Life goes on and on and on...

FFlur age 12
14 years ago, my first Border Collie litter was born. It was not my first litter, my foster rescues years before were and then Aussies. But, just like the people and events in our lives shape and mark time, so do my dogs. Life and Death are the ultimate in give and take. They bring us Joy and they bring us sadness. The happiness of a birthday goes on, as life goes on. 14 in a dog is close to an 80 year old person, not without lumps and bumps and health issues as we all get old...but good to be here for cake! 

In 2 days on the 3rd, will be the 5th anniversary of losing my Mom.
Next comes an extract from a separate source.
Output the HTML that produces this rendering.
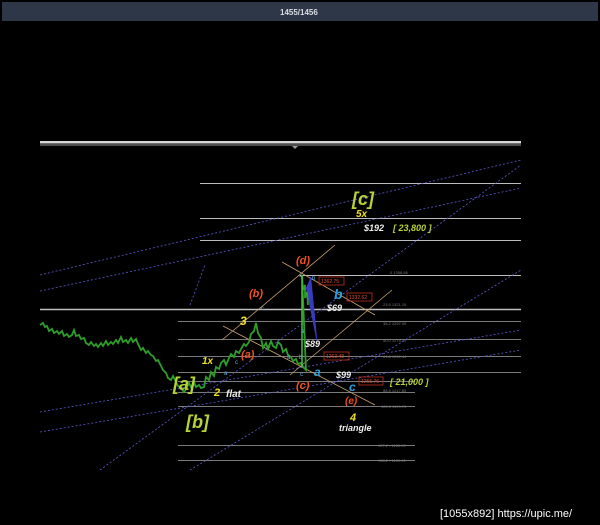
<!DOCTYPE html>
<html><head><meta charset="utf-8"><style>
html,body{margin:0;padding:0;background:#000;width:600px;height:525px;overflow:hidden}
svg{display:block}
text{font-family:"Liberation Sans",sans-serif}
.lb{font-family:"Liberation Serif",serif;font-style:italic;font-weight:bold}
</style></head><body>
<svg width="600" height="525" viewBox="0 0 600 525" xmlns="http://www.w3.org/2000/svg">
<rect width="600" height="525" fill="#000"/>
<rect x="2" y="2" width="596" height="19" fill="#2e3748"/>
<text x="280" y="15" font-size="8" font-weight="bold" fill="#d8dce4">1455/1456</text>
<rect x="40" y="141" width="481" height="2.5" fill="#d8d8d8"/>
<rect x="40" y="144.5" width="481" height="1" fill="#9a9a9a"/>
<path d="M292 146 l3 3 l3 -3z" fill="#999"/>
<g stroke="#bdbdbd" stroke-width="1">
<line x1="200" y1="183.5" x2="521" y2="183.5"/>
<line x1="200" y1="218.5" x2="521" y2="218.5"/>
<line x1="200" y1="240.5" x2="521" y2="240.5"/>
<line x1="300" y1="275.5" x2="521" y2="275.5"/>
<line x1="40" y1="309.5" x2="521" y2="309.5" stroke-width="1.5"/>
</g>
<g stroke="#7a7a7a" stroke-width="1">
<line x1="178" y1="321.5" x2="521" y2="321.5"/>
<line x1="178" y1="339.5" x2="521" y2="339.5"/>
<line x1="178" y1="356.5" x2="521" y2="356.5"/>
<line x1="178" y1="372.5" x2="521" y2="372.5"/>
<line x1="178" y1="381.5" x2="415" y2="381.5"/>
<line x1="178" y1="392.5" x2="415" y2="392.5"/>
<line x1="178" y1="406.5" x2="415" y2="406.5"/>
<line x1="178" y1="445.5" x2="415" y2="445.5"/>
<line x1="178" y1="460.5" x2="415" y2="460.5"/>
</g>
<g font-size="4" fill="#777">
<text x="390" y="274">0 1358.66</text><text x="383" y="306">23.6 1321.15</text>
<text x="383" y="325">38.2 1297.95</text><text x="383" y="342">50.0 1279.19</text>
<text x="383" y="358">61.8 1260.44</text><text x="383" y="392">88.6 1217.85</text>
<text x="381" y="408">100.0 1199.73</text><text x="378" y="447">127.2 - 1156.50</text>
<text x="378" y="462">138.2 - 1139.02</text>
</g>
<g stroke="#5a5ad0" stroke-width="0.8" stroke-dasharray="2,2" fill="none">
<line x1="40" y1="275" x2="521" y2="160"/>
<line x1="40" y1="291" x2="521" y2="188"/>
<line x1="40" y1="412" x2="521" y2="330"/>
<line x1="40" y1="432" x2="521" y2="350"/>
<line x1="100" y1="470" x2="521" y2="165"/>
<line x1="190" y1="470" x2="521" y2="270"/>
<line x1="190" y1="305" x2="205" y2="265"/>
</g>
<g stroke="#c8a070" stroke-width="0.8" fill="none">
<line x1="222" y1="340" x2="335" y2="245"/>
<line x1="223" y1="326" x2="375" y2="405"/>
<line x1="282" y1="262" x2="375" y2="315"/>
<line x1="290" y1="375" x2="392" y2="290"/>
</g>
<path d="M306 288 L311 276 L318 348 Z" fill="#3a3ac0"/>
<path d="M40 325 l3 -2 2 4 2 -1 2 5 3 -2 2 4 3 -2 2 3 3 -3 2 5 3 -2 2 3 3 -2 2 -5 2 6 3 -1 2 4 3 -1 2 5 3 2 2 -3 3 4 2 -2 2 3 3 -4 2 3 3 -5 2 4 3 -3 2 2 3 -4 2 3 3 -6 2 5 3 -2 2 3 3 -5 2 4 3 -3 2 5 3 6 2 -2 3 5 2 -2 3 4 2 1 3 5 2 -1 3 6 2 4 3 3 2 5 3 2 2 -4 3 6 2 4 3 2 3 4 2 -3 3 -6 2 4 3 -5 2 5 3 -2 2 3 3 -1 2 -10 3 3 2 -8 3 4 2 -9 3 2 2 -6 3 -3 2 5 3 -7 2 -4 3 3 2 -6 3 2 2 -4 3 -5 2 2 3 -4 2 -8 3 -3 2 -8 2 10 3 5 2 10 3 -5 2 6 3 -8 2 5 3 2 2 -6 3 3 2 7 3 -3 2 6 3 2 2 4 3 -2 2 5 3 -1 2 4 3 3 L302 275 L303 290 305 285 305 298 307 292 308 305" fill="none" stroke="#2e9e2a" stroke-width="1.8"/>
<line x1="302" y1="275" x2="302" y2="367" stroke="#45c040" stroke-width="1.5"/>
<g class="lb">
<text x="352" y="205" font-size="18" fill="#b5d334">[c]</text>
<text x="356" y="217" font-size="10" fill="#f0e020">5x</text>
<text x="364" y="231" font-size="9" fill="#eee">$192</text>
<text x="393" y="231" font-size="9" fill="#b5d334">[ 23,800 ]</text>
<text x="296" y="264" font-size="11" fill="#f05020">(d)</text>
<text x="249" y="297" font-size="11" fill="#f05020">(b)</text>
<text x="240" y="325" font-size="12" fill="#f0e020">3</text>
<text x="334" y="299" font-size="14" fill="#2aa0e0">b</text>
<text x="327" y="311" font-size="9" fill="#eee">$69</text>
<text x="305" y="347" font-size="9" fill="#eee">$89</text>
<text x="241" y="358" font-size="11" fill="#f05020">(a)</text>
<text x="202" y="364" font-size="10" fill="#f0e020">1x</text>
<text x="173" y="390" font-size="18" fill="#b5d334">[a]</text>
<text x="214" y="396" font-size="11" fill="#f0e020">2</text>
<text x="226" y="397" font-size="10" fill="#eee">flat</text>
<text x="296" y="389" font-size="11" fill="#f05020">(c)</text>
<text x="314" y="376" font-size="12" fill="#2aa0e0">a</text>
<text x="336" y="378" font-size="9" fill="#eee">$99</text>
<text x="390" y="385" font-size="9" fill="#b5d334">[ 21,000 ]</text>
<text x="349" y="391" font-size="12" fill="#2aa0e0">c</text>
<text x="345" y="404" font-size="10" fill="#f05020">(e)</text>
<text x="350" y="421" font-size="11" fill="#f0e020">4</text>
<text x="339" y="431" font-size="9" fill="#eee">triangle</text>
<text x="186" y="428" font-size="18" fill="#b5d334">[b]</text>
</g>
<g font-size="5" fill="#e05030">
<rect x="319" y="277" width="25" height="8" fill="none" stroke="#c03020" stroke-width="0.8"/><text x="321" y="283">1362.75</text>
<rect x="347" y="293" width="25" height="8" fill="none" stroke="#c03020" stroke-width="0.8"/><text x="349" y="299">1332.62</text>
<rect x="324" y="352" width="25" height="8" fill="none" stroke="#c03020" stroke-width="0.8"/><text x="326" y="358">1263.48</text>
<rect x="359" y="377" width="24" height="8" fill="none" stroke="#c03020" stroke-width="0.8"/><text x="361" y="383">1255.76</text>
</g>
<g font-size="6" fill="#5ab0e0">
<text x="299" y="277">c</text><text x="312" y="280">b</text><text x="261" y="310">c</text>
<text x="301" y="333">a</text><text x="299" y="359">b</text><text x="300" y="376">c</text>
<text x="224" y="375">a</text><text x="235" y="364">c</text><text x="287" y="359">a</text>
</g>
<text x="440" y="517" font-size="11" fill="#fff" font-family="Liberation Sans,sans-serif">[1055x892] https://upic.me/</text>
</svg>
</body></html>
Her obituary which I recently read again said she died peacefully, I don't agree-she died still fighting to live and took part of my heart with her. "They" say grief gets easier, still waiting on that. It has been creeping up on me for the last several weeks. Not holding onto grief or giving into the Black Irish melancholy, life goes on! When it unexpectedly  hits, it lays me flat. 

Bright 14 weeks
But, in the Give and Take of life goes on...last year my SoBright was born on this day that otherwise would bring sadness, so it now brings Joy and possibly some bruised body parts from her exuberance! So far, my nose has survived this year. She has a police record for chasing a neighbor's cat, but was forgiven. Like a force of light and power of an intense storm, Bright arrived on earth last year. She reminds me of my Mom, both lovable and infuriating at times, as she does her own thing her way and with no request for validation, just knows she's right, always.  
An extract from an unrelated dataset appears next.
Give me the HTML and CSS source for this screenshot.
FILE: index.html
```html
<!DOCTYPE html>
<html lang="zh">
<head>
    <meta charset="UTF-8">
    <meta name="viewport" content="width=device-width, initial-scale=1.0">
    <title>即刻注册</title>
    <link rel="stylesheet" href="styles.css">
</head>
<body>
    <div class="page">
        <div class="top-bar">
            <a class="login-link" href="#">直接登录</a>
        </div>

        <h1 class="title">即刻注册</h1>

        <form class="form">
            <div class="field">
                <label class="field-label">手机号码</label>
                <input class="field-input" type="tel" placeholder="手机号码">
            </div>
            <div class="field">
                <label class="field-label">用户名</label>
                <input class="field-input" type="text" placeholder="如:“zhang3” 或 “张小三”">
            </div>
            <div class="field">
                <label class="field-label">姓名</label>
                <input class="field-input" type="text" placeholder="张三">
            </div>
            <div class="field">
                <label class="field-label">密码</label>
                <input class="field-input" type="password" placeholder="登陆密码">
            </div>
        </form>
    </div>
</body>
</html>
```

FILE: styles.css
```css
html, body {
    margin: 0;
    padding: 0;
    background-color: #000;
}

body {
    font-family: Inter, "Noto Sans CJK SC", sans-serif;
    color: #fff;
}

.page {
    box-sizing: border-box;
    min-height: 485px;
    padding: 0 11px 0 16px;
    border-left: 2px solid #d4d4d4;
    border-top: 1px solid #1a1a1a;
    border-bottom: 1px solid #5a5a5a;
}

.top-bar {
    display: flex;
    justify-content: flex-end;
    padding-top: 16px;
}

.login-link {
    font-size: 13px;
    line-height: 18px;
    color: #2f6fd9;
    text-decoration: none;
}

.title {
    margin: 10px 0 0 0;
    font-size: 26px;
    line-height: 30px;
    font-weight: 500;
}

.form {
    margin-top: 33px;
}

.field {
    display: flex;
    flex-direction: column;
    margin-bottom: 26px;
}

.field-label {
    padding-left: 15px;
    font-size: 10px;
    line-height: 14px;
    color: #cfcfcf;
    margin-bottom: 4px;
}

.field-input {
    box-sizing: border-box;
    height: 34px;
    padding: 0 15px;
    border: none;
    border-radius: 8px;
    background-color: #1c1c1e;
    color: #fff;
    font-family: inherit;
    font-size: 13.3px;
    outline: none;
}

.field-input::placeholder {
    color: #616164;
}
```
I miss my Mom, but it seems kind of full circle that the one who instilled my love of dogs, would send me one as her emissary on the day she died. Ha, good one Mom! Bright will get some cake and we are branching out into a new training venue for her, so will be smiling instead of sad this year. Just like choosing not to waste time with people who only take or do not add to your life, sometimes it is a conscious decision to push sadness from your heart-so there is more room for the part that is giving, or joy or kindness. Sadness is honoring a memory, but at a certain point I think it becomes more about us and not them or their memory-so never forgetting the love you may have had for someone, we each find there is a time to move on, as life goes on. On Monday I plan to laugh a lot and play music that she loved, my Mom would be happy.

Tarot and giant Heart rock

June is a good month, I love June! Weather is usually decent in NH, black flies are PIA but go away soon, Hiking etc is on the horizon, so much to do. Lots of dog birthdays for the Talisman family too! In case anyone thinks I don't remember, I think I remember the dog birthdays better than the humans in my life. So, happy early birthday to some and happy 14th to the fantastic 4! Life goes on and on and on and is good!